Mayes & Longstreet and J. M. Dickinson, for appellant.

The order of the board of supervisors of Lincoln county entered at the July meeting, 1902, undertaking to establish the highway, is void on its face for the following reasons:

First. The order does not make or warrant an unconditional establishment of the road. The order recites, in its decretal part, as follows: "It is ordered, considered, and adjudged by the board that the prayer of the petitioners ought to be granted, and the same is hereby granted; provided, the petitioners will pay all expenses or damage that may be incurred in laying out, working, and maintaining the road for three years." There nowhere appears in the record the acceptance of these conditions by the petitioners on whom the burden is put as a liability to be assumed before the road shall be established or laid out. It was a conditional establishment of the road, not a positive or final one.

Second. The order establishing the alleged new highway is void on its face because there is no warrant in law for the action of the commissioners, who, on laying out the highway, opened it up and marked it out for a width of fifty feet, in plain violation of § 3887 of the code of 1892. The section referred to states explicitly that the width of the highway should not exceed thirty feet, and yet the commissioners laid out the road fifty feet wide, and the supervisors undertook to approve of their having done so.

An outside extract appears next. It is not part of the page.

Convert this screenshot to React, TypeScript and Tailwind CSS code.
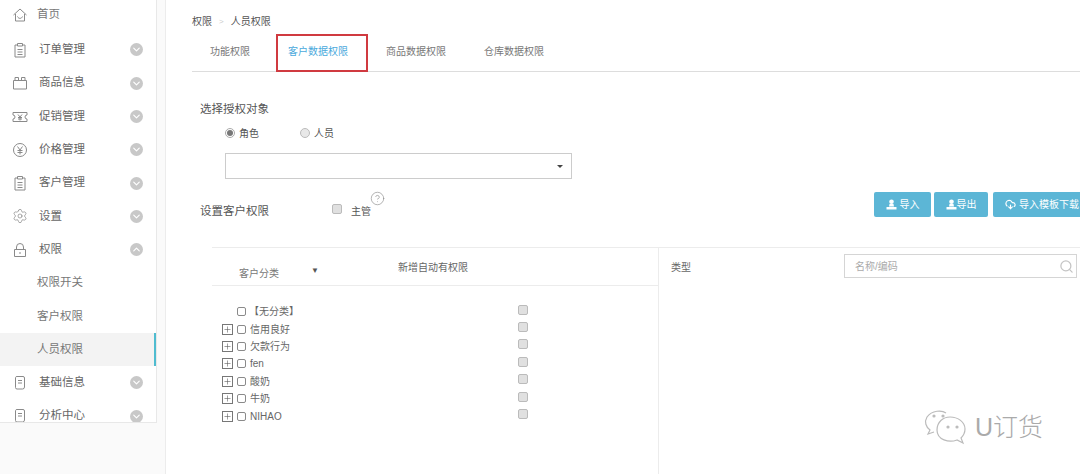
import { ChevronDown, ChevronUp, Search, Settings, CloudDownload, HelpCircle, Plus } from "lucide-react"
import type { ReactNode } from "react"

const stroke = { fill: "none", stroke: "#8a8a8a", strokeWidth: 1 }

function Ico({ children }: { children: ReactNode }) {
  return (
    <svg width="16" height="16" viewBox="0 0 16 16" {...stroke}>
      {children}
    </svg>
  )
}

const HomeIcon = () => (
  <Ico>
    <path d="M1.5 8 8 2l6.5 6M3.5 7v7h9V7" />
    <path d="M5.5 9.5c1 2.5 4 2.5 5 0" />
  </Ico>
)
const ClipIcon = () => (
  <Ico>
    <path d="M5.5 3H3v12h10V3h-2.500M5.500 1.500h5V4h-5zM5.500 7.500h5M5.500 10h5M5.500 12.500h5" />
  </Ico>
)
const GoodsIcon = () => (
  <Ico>
    <path d="M1.500 5.500h13V14h-13zM3 5.500V2.500h3.500v3M9.500 5.500v-3H13v3" />
  </Ico>
)
const PromoIcon = () => (
  <Ico>
    <path d="M1 3.500h14v2.500a2 2 0 0 0 0 4v2.500H1V10a2 2 0 0 0 0-4z" />
    <path d="m6 5.500 2 2.500 2-2.500M8 8v3.500M6 8.500h4M6 10h4" />
  </Ico>
)
const YenIcon = () => (
  <Ico>
    <circle cx="8" cy="8" r="6.500" />
    <path d="m5.500 4.500 2.500 3.500 2.500-3.500M8 8v4.500M5.500 8.500h5M5.500 10.500h5" />
  </Ico>
)
const DocIcon = () => (
  <Ico>
    <path d="M3.500 2.500a1.500 1.500 0 0 1 1.500-1h6a1.500 1.500 0 0 1 1.500 1.500v9a2 2 0 0 1-2 2H5a1.500 1.500 0 0 1-1.500-1.500zM6 5.500h4M6 8h4" />
  </Ico>
)
const LockIcon = () => (
  <Ico>
    <path d="M2.500 7.500h11V14.500h-11zM4.500 7.500V5a3.500 3.500 0 0 1 7 0v2.500M8 10v2" />
  </Ico>
)

const menu = [
  { label: "订单管理", icon: <ClipIcon /> },
  { label: "商品信息", icon: <GoodsIcon /> },
  { label: "促销管理", icon: <PromoIcon /> },
  { label: "价格管理", icon: <YenIcon /> },
  { label: "客户管理", icon: <ClipIcon /> },
  { label: "设置", icon: <Settings size={16} strokeWidth={1} color="#808080" /> },
]

const tree = ["信用良好", "欠款行为", "fen", "酸奶", "牛奶", "NIHAO"]

function MenuRow({ label, icon, open }: { label: string; icon: ReactNode; open?: boolean }) {
  return (
    <div className="flex h-[33.3px] shrink-0 items-center pl-[12px] pr-[13px] text-[11.5px] leading-none text-[#666]">
      <div className="flex w-[27px] items-center">{icon}</div>
      <span className="flex-1">{label}</span>
      <div className="flex h-[13px] w-[13px] items-center justify-center rounded-full bg-[#c8c8c8]">
        {open ? (
          <ChevronUp size={11} color="#fff" strokeWidth={2.5} />
        ) : (
          <ChevronDown size={11} color="#fff" strokeWidth={2.5} />
        )}
      </div>
    </div>
  )
}

function SubRow({ label, active }: { label: string; active?: boolean }) {
  return (
    <div
      className={`flex h-[33.3px] shrink-0 items-center pl-[37px] text-[11.500px] text-[#777] ${
        active ? "border-r-2 border-[#4fbcd0] bg-[#f3f3f3]" : ""
      }`}
    >
      {label}
    </div>
  )
}

function Check() {
  return <span className="block h-[9px] w-[9px] rounded-[2px] border border-[#8a8a8a] bg-white" />
}

function GrayCheck({ className = "" }: { className?: string }) {
  return <span className={`block h-[10px] w-[10px] rounded-[2px] border border-[#bbb] bg-[#e0e0e0] ${className}`} />
}

function ActionButton({ icon, label, className }: { icon: ReactNode; label: string; className: string }) {
  return (
    <div className={`flex h-[25px] shrink-0 items-center justify-center rounded-[2px] bg-[#5cb6d6] text-[10px] whitespace-nowrap text-white ${className}`}>
      {icon}
      {label}
    </div>
  )
}

const TrayIcon = () => (
  <svg width="11" height="11" viewBox="0 0 11 11" fill="#fff">
    <circle cx="5.500" cy="2.800" r="2.300" />
    <path d="M3.500 5h4l.5 2.500H3z" />
    <path d="M.5 8h10v2.500H.5z" />
  </svg>
)

export default function App() {
  return (
    <div
      className="relative flex h-[474px] w-[1080px] overflow-hidden bg-white"
      style={{ fontFamily: '"Liberation Sans", "Noto Sans CJK SC", sans-serif' }}
    >
      <div className="flex h-[474px] w-[166px] shrink-0 flex-col border-r border-[#ececec] bg-[#fafafa]">
        <div className="flex h-[423px] w-[157px] shrink-0 flex-col overflow-hidden border-r border-b border-[#e8e8e8] bg-white">
          <div className="-mt-[2px] flex h-[33.300px] shrink-0 items-center pl-[12px] text-[11.500px] text-[#777]">
            <div className="flex w-[25px] items-center">
              <HomeIcon />
            </div>
            首页
          </div>
          <div className="mt-[2px]" />
          {menu.map((m) => (
            <MenuRow key={m.label} label={m.label} icon={m.icon} />
          ))}
          <MenuRow label="权限" icon={<LockIcon />} open />
          <SubRow label="权限开关" />
          <SubRow label="客户权限" />
          <SubRow label="人员权限" active />
          <MenuRow label="基础信息" icon={<DocIcon />} />
          <MenuRow label="分析中心" icon={<DocIcon />} />
        </div>
      </div>

      <div className="flex min-w-0 flex-1 flex-col pt-[15px]">
        <div className="flex items-center pl-[26px] text-[10px] leading-[13px] text-[#555]">
          权限
          <span className="mx-[7px] text-[8px] text-[#ccc]">&gt;</span>
          人员权限
        </div>

        <div className="relative mt-[6px] ml-[26px] flex h-[38px] items-center border-b border-[#ddd] pb-[3px] text-[10px] text-[#777]">
          <span className="ml-[18px]">功能权限</span>
          <span className="ml-[38px] text-[#4aa9dc]">客户数据权限</span>
          <span className="ml-[38px]">商品数据权限</span>
          <span className="ml-[38px]">仓库数据权限</span>
          <div className="absolute top-0 left-[84px] h-[38px] w-[92px] border-2 border-[#d03a40]" />
        </div>

        <div className="mt-[30px] pl-[34px] text-[11.500px] leading-[15px] text-[#555]">选择授权对象</div>

        <div className="mt-[10px] flex items-center pl-[59px] text-[10px] leading-[14px] text-[#555]">
          <span className="-mt-[2px] flex h-[10px] w-[10px] items-center justify-center rounded-full border border-[#aaa] bg-white">
            <span className="h-[6px] w-[6px] rounded-full bg-[#777]" />
          </span>
          <span className="ml-[4px]">角色</span>
          <span className="-mt-[2px] ml-[41px] h-[10px] w-[10px] rounded-full border border-[#bbb] bg-[#e8e8e8]" />
          <span className="ml-[4px]">人员</span>
        </div>

        <div className="mt-[12px] ml-[59px] flex h-[26px] w-[347px] items-center justify-end border border-[#ccc] pr-[8px]">
          <span className="h-0 w-0 border-x-[3px] border-t-[3px] border-x-transparent border-t-[#444]" />
        </div>

        <div className="mt-[13px] flex h-[25px] items-center pl-[34px]">
          <span className="w-[132px] pt-[14px] text-[11.500px] text-[#555]">设置客户权限</span>
          <GrayCheck className="mt-[8px]" />
          <span className="relative ml-[9px] pt-[14px] text-[10px] text-[#555]">
            主管
            <HelpCircle size={15} strokeWidth={1} color="#888" className="absolute top-[1px] left-[19px]" />
          </span>
          <div className="-mr-[11px] ml-auto flex gap-[4px]">
            <ActionButton icon={<TrayIcon />} label="导入" className="-mr-[1px] w-[57px] gap-[3px]" />
            <ActionButton icon={<TrayIcon />} label="导出" className="w-[54px]" />
            <ActionButton
              icon={<CloudDownload size={11} color="#fff" strokeWidth={2.500} />}
              label="导入模板下载"
              className="ml-[1px] w-[98px] gap-[3px]"
            />
          </div>
        </div>

        <div className="mt-[30px] ml-[46px] flex min-h-0 flex-1 border-t border-[#ececec]">
          <div className="w-[447px] shrink-0 border-r border-[#ececec]">
            <div className="flex h-[38px] items-center border-b border-[#ececec] text-[10px] text-[#777]">
              <span className="ml-[27px] pt-[13px]">客户分类</span>
              <span className="ml-[32px] pt-[8px] text-[8px] text-[#555]">▼</span>
              <span className="ml-[79px] mt-[2px] text-[#666]">新增自动有权限</span>
            </div>
            <div className="pt-[17px] pl-[10px] text-[10px] text-[#666]">
              <div className="flex h-[17.400px] items-center">
                <span className="w-[15px]" />
                <Check />
                <span className="ml-[3px] w-[269px] whitespace-nowrap">【无分类】</span>
                <GrayCheck className="mb-[4px]" />
              </div>
              {tree.map((t) => (
                <div key={t} className="flex h-[17.400px] items-center">
                  <span className="flex h-[11px] w-[11px] items-center justify-center border border-[#777]">
                    <Plus size={9} color="#555" strokeWidth={1.500} />
                  </span>
                  <span className="w-[4px]" />
                  <Check />
                  <span className="ml-[4px] w-[268px]">{t}</span>
                  <GrayCheck className="mb-[4px]" />
                </div>
              ))}
            </div>
          </div>

          <div className="flex h-[38px] flex-1 items-start pt-[6px] pl-[12px] text-[10px] text-[#666]">
            <span className="mt-[6px]">类型</span>
            <div className="ml-[153px] flex h-[24px] w-[233px] items-center justify-between border border-[#d5d5d5] pr-[2px] pl-[10px] text-[#aaa]">
              名称/编码
              <Search size={15} color="#c4c4c4" strokeWidth={2} />
            </div>
          </div>
        </div>
      </div>

      <div className="absolute top-[409px] left-[924px] flex items-center gap-[7px]">
        <svg width="44" height="36" viewBox="0 0 44 36" fill="none" stroke="#bbb" strokeWidth="1.200">
          <path d="M22 4C18 1 8 1 3 8c-3 5-1 10 3 13l-2 4 6-2" />
          <path d="M26 8c8 0 15 5 15 12 0 4-2 7-4 9l2 5-6-3c-8 3-20 0-20-10 0-8 6-13 13-13z" />
          <circle cx="24" cy="18" r="1" fill="#bbb" />
          <circle cx="33" cy="18" r="1" fill="#bbb" />
          <circle cx="10" cy="7" r="1" fill="#bbb" />
          <circle cx="19" cy="7" r="1" fill="#bbb" />
        </svg>
        <span className="text-[25px] leading-none font-light text-[#aaa]">U订货</span>
      </div>
    </div>
  )
}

Third. The said order of the board establishing said alleged highway is void on its face because it evidences a material departure from the procedure required by § 3892 of the code of 1892, in this, the board undertook to appoint three commissioners, when the law only authorized the appointment of two. Craft v. DeSoto County, 79 Miss. 622.

Fourth. The order of the board is void on its face because it does not show how notice was given to the Illinois Central Railroad Company. There is a recital in the order that it appeared to the board that five days' notice of the presentation of the petition had been given the Illinois Central Railroad Company, as required by law, but in this phase it was "jurisdictional" to show in the order the notice pretended to have been given the Illinois Central Railroad Company.

There is no allusion in the original petition to any interest of the Illinois Central Railroad Company, and that company is not brought in as a party in annoys, therefore no summons could have been lawfully issued.

We further respectfully insist that there was no power in the court to order the writ of mandamus under the evidence.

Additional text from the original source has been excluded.